J.-C.C. : Pour ma part je prendrais sans doute un manuscrit d’Alfred Jarry, un d’André Breton, un livre de Lewis Carroll qui contient une lettre de lui. Une triste histoire est arrivée à Octavio Paz. Sa bibliothèque a brûlé. Une tragédie ! Et vous pouvez imaginer ce qu’était la bibliothèque d’Octavio Paz ! Riche de tous les ouvrages que les surréalistes du monde entier lui avaient dédicacés. Ce fut la grande douleur de ses deux dernières années.

Si on me posait la même question à propos des films, je serais plus embêté pour répondre. Pourquoi ? Tout simplement parce que, encore une fois, beaucoup de films ont disparu. Il y a même des films auxquels j’ai travaillé qui sont irrémédiablement hors d’usage. Une fois le négatif perdu, le film n’existe plus.

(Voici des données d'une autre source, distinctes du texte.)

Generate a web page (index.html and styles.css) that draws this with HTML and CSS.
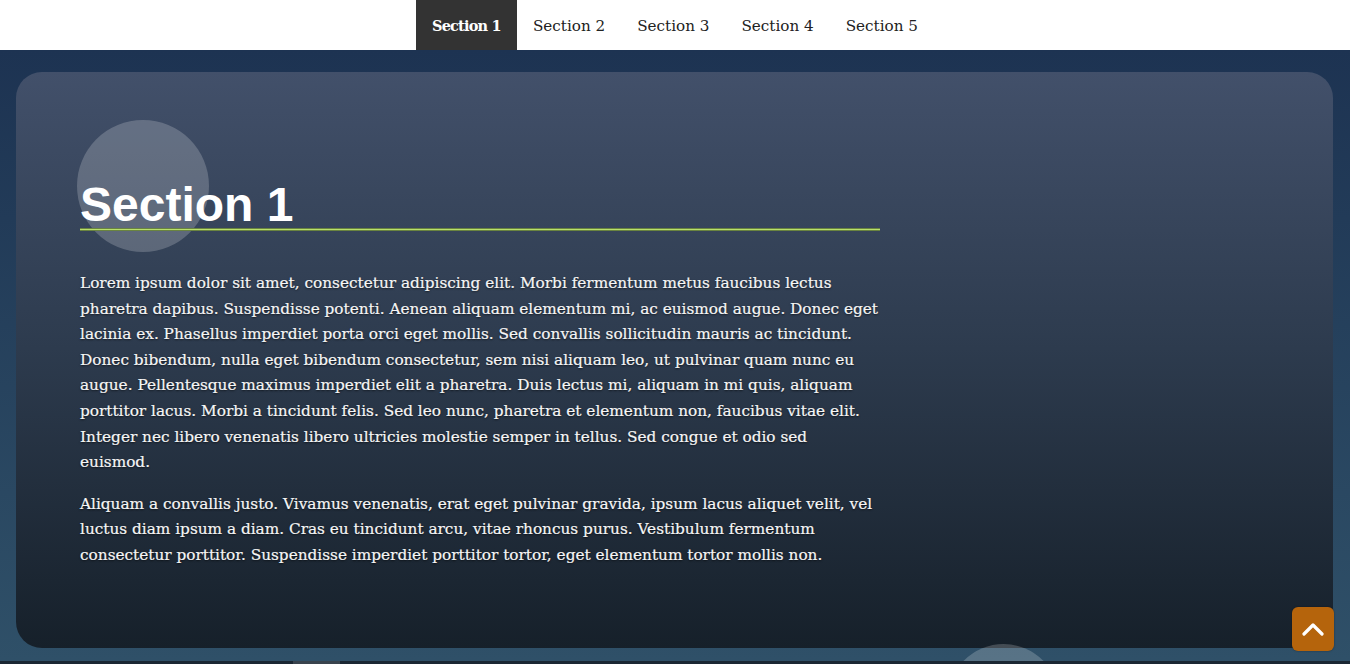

Et même si le négatif existe quelque part, c’est souvent toute une histoire pour le retrouver, et cela coûte cher d’en tirer une copie.

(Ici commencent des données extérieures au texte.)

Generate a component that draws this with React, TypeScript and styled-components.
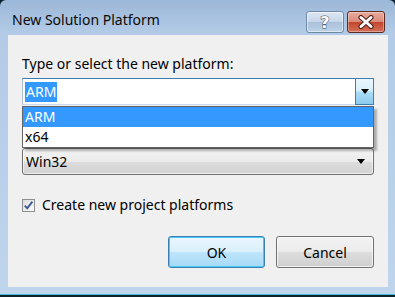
import React from 'react';
import styled, { createGlobalStyle } from 'styled-components';

const GlobalStyle = createGlobalStyle`
  html, body {
    margin: 0;
    padding: 0;
    background: #0c2230;
  }
  body {
    font-family: "Noto Sans", "Open Sans", sans-serif;
    color: #000;
  }
`;

const platforms = ['ARM', 'x64'];

export default function App() {
  return (
    <>
      <GlobalStyle />
      <Window>
        <TitleBar>
          <Title>New Solution Platform</Title>
          <CaptionButtons>
            <HelpButton>?</HelpButton>
            <CloseButton>
              <svg width="20" height="14" viewBox="0 0 20 14">
                <path d="M5 2.5 L15 11.5 M15 2.5 L5 11.5" stroke="#4a1e16" strokeWidth="5" strokeLinecap="round" />
                <path d="M5 2.5 L15 11.5 M15 2.5 L5 11.5" stroke="#ffffff" strokeWidth="3" strokeLinecap="round" />
              </svg>
            </CloseButton>
          </CaptionButtons>
        </TitleBar>
        <Client>
          <Label>Type or select the new platform:</Label>
          <EditCombo>
            <EditField>
              <Selected>ARM</Selected>
            </EditField>
            <DropButton>
              <Arrow />
            </DropButton>
          </EditCombo>
          {/* open drop-down list of the editable combo, covering the "copy from" label */}
          <DropList>
            {platforms.map((p, i) => (
              <ListItem key={p} $active={i === 0}>
                {p}
              </ListItem>
            ))}
          </DropList>
          <SelectBox>
            <span>Win32</span>
            <Arrow />
          </SelectBox>
          <CheckRow>
            <CheckBox>
              <svg width="11" height="11" viewBox="0 0 11 11">
                <path d="M1.8 5.6 L4.2 8.4 L9.4 1.6" stroke="#3a5593" strokeWidth="1.8" fill="none" />
              </svg>
            </CheckBox>
            <span>Create new project platforms</span>
          </CheckRow>
          <Footer>
            <PushButton $primary>OK</PushButton>
            <PushButton>Cancel</PushButton>
          </Footer>
        </Client>
      </Window>
    </>
  );
}

const Window = styled('div')`
  width: 395px;
  height: 295px;
  box-sizing: border-box;
  display: flex;
  flex-direction: column;
  padding: 0 7px 7px 8px;
  border-radius: 6px 6px 0 0;
  border-bottom: 1px solid #44bfd3;
  background: linear-gradient(to bottom, #9cb8d8 0, #b3cbe6 34px, #bfd5ee 100%);
`;

const TitleBar = styled('div')`
  height: 35px;
  flex: none;
  display: flex;
  justify-content: space-between;
  align-items: flex-start;
`;

const Title = styled('div')`
  margin: 11px 0 0 4px;
  font-size: 14px;
  line-height: 18px;
  color: #0a0a0a;
`;

const CaptionButtons = styled('div')`
  display: flex;
  gap: 3px;
  margin: 11px 3px 0 0;
`;

const CaptionButton = styled('div')`
  width: 38px;
  height: 22px;
  box-sizing: border-box;
  border-radius: 3px;
  display: flex;
  align-items: center;
  justify-content: center;
`;

const HelpButton = styled(CaptionButton)`
  border: 1px solid #6f88a6;
  background: linear-gradient(to bottom, #dde7f3 0, #c5d6e9 50%, #a9c0d8 50%, #bcd2e9 100%);
  box-shadow: inset 0 0 0 1px rgba(255, 255, 255, 0.5);
  font-family: "DejaVu Sans", sans-serif;
  font-weight: bold;
  font-size: 16px;
  color: #fff;
  -webkit-text-stroke: 1px #3d4e63;
  paint-order: stroke fill;
`;

const CloseButton = styled(CaptionButton)`
  border: 1px solid #5d2a22;
  background: linear-gradient(to bottom, #eaab9d 0, #d98a78 50%, #c2452c 50%, #d2705a 100%);
  box-shadow: inset 0 0 0 1px rgba(255, 255, 255, 0.35);
`;

const Client = styled('div')`
  flex: 1;
  position: relative;
  display: flex;
  flex-direction: column;
  padding: 19px 14px 0 14px;
  background: #f0f0f0;
  font-size: 14px;
`;

const Label = styled('div')`
  line-height: 20px;
  height: 20px;
`;

const EditCombo = styled('div')`
  margin-top: 4px;
  height: 27px;
  display: flex;
`;

const EditField = styled('div')`
  flex: 1;
  box-sizing: border-box;
  display: flex;
  align-items: center;
  padding-left: 2px;
  background: #fff;
  border: 1px solid;
  border-color: #3d7bad #a9bfd6 #c9dbec #a9bfd6;
  border-right: none;
`;

const Selected = styled('span')`
  background: #3399ff;
  color: #fff;
  line-height: 20px;
  padding: 0 1px;
`;

const DropButton = styled('div')`
  width: 19px;
  box-sizing: border-box;
  display: flex;
  align-items: center;
  justify-content: center;
  border: 1px solid #3c7fb1;
  background: linear-gradient(to bottom, #eaf6fd 0, #d9f0fc 45%, #a9dbf6 55%, #8ccbee 100%);
`;

const Arrow = styled('div')`
  width: 0;
  height: 0;
  border-left: 4px solid transparent;
  border-right: 4px solid transparent;
  border-top: 5px solid #000;
`;

const DropList = styled('div')`
  position: absolute;
  left: 14px;
  top: 71px;
  width: 352px;
  box-sizing: border-box;
  border: 1px solid #646464;
  background: #fff;
  box-shadow: 3px 3px 2px rgba(0, 0, 0, 0.28);
  z-index: 2;
`;

const ListItem = styled('div')<{ $active?: boolean }>`
  height: 20px;
  line-height: 20px;
  padding-left: 2px;
  background: ${({ $active }) => ($active ? '#3399ff' : '#fff')};
  color: ${({ $active }) => ($active ? '#fff' : '#000')};
`;

const SelectBox = styled('div')`
  margin-top: 43px;
  height: 27px;
  box-sizing: border-box;
  display: flex;
  align-items: center;
  justify-content: space-between;
  padding: 0 8px 0 3px;
  border: 1px solid #707070;
  border-radius: 3px;
  background: linear-gradient(to bottom, #f3f3f3 0, #ebebeb 50%, #dddddd 50%, #d2d2d2 100%);
  box-shadow: inset 0 0 0 1px rgba(255, 255, 255, 0.6);
`;

const CheckRow = styled('div')`
  margin-top: 22px;
  display: flex;
  align-items: center;
  gap: 7px;
  line-height: 16px;
`;

const CheckBox = styled('div')`
  width: 13px;
  height: 13px;
  box-sizing: border-box;
  border: 1px solid #8e8f8f;
  background: linear-gradient(135deg, #dcdcdc 0, #fbfbfb 100%);
  display: flex;
  align-items: center;
  justify-content: center;
`;

const Footer = styled('div')`
  margin-top: 23px;
  display: flex;
  justify-content: flex-end;
  gap: 11px;
`;

const PushButton = styled('div')<{ $primary?: boolean }>`
  width: ${({ $primary }) => ($primary ? '97px' : '98px')};
  height: 32px;
  box-sizing: border-box;
  display: flex;
  align-items: center;
  justify-content: center;
  border-radius: 3px;
  border: 1px solid ${({ $primary }) => ($primary ? '#3c7fb1' : '#707070')};
  background: ${({ $primary }) =>
    $primary
      ? 'linear-gradient(to bottom, #eaf6fd 0, #d9f0fc 50%, #bee6fd 50%, #a7d9f5 100%)'
      : 'linear-gradient(to bottom, #f2f2f2 0, #ebebeb 50%, #dddddd 50%, #cfcfcf 100%)'};
  box-shadow: inset 0 0 0 1px
    ${({ $primary }) => ($primary ? '#48c8f4' : 'rgba(255, 255, 255, 0.7)')};
`;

Il me semble que l’univers de l’image, et du film en particulier, illustre à merveille la question de l’accélération exponentielle des techniques. Nous sommes nés vous et moi dans le siècle qui, le premier dans l’Histoire, a inventé de nouveaux langages. Si nos entretiens se déroulaient cent vingt ans plus tôt, nous ne pourrions évoquer que le théâtre et le livre. La radio, le cinéma, l’enregistrement de la voix et des sons, la télévision, les images de synthèse, la bande dessinée n’existeraient pas. Or, chaque fois qu’une nouvelle technique apparaît, elle veut faire la démonstration qu’elle dérogera aux règles et contraintes qui ont présidé à la naissance de toute autre invention dans le passé. Elle se veut fière et unique. Comme si la nouvelle technique charriait avec elle, automatiquement, une aptitude naturelle pour ses nouveaux utilisateurs à faire l’économie de tout apprentissage. Comme si elle apportait d’elle-même un nouveau talent. Comme si elle s’apprêtait à balayer tout ce qui l’a précédée, faisant du même coup des analphabètes retardataires de tous ceux qui oseraient la refuser.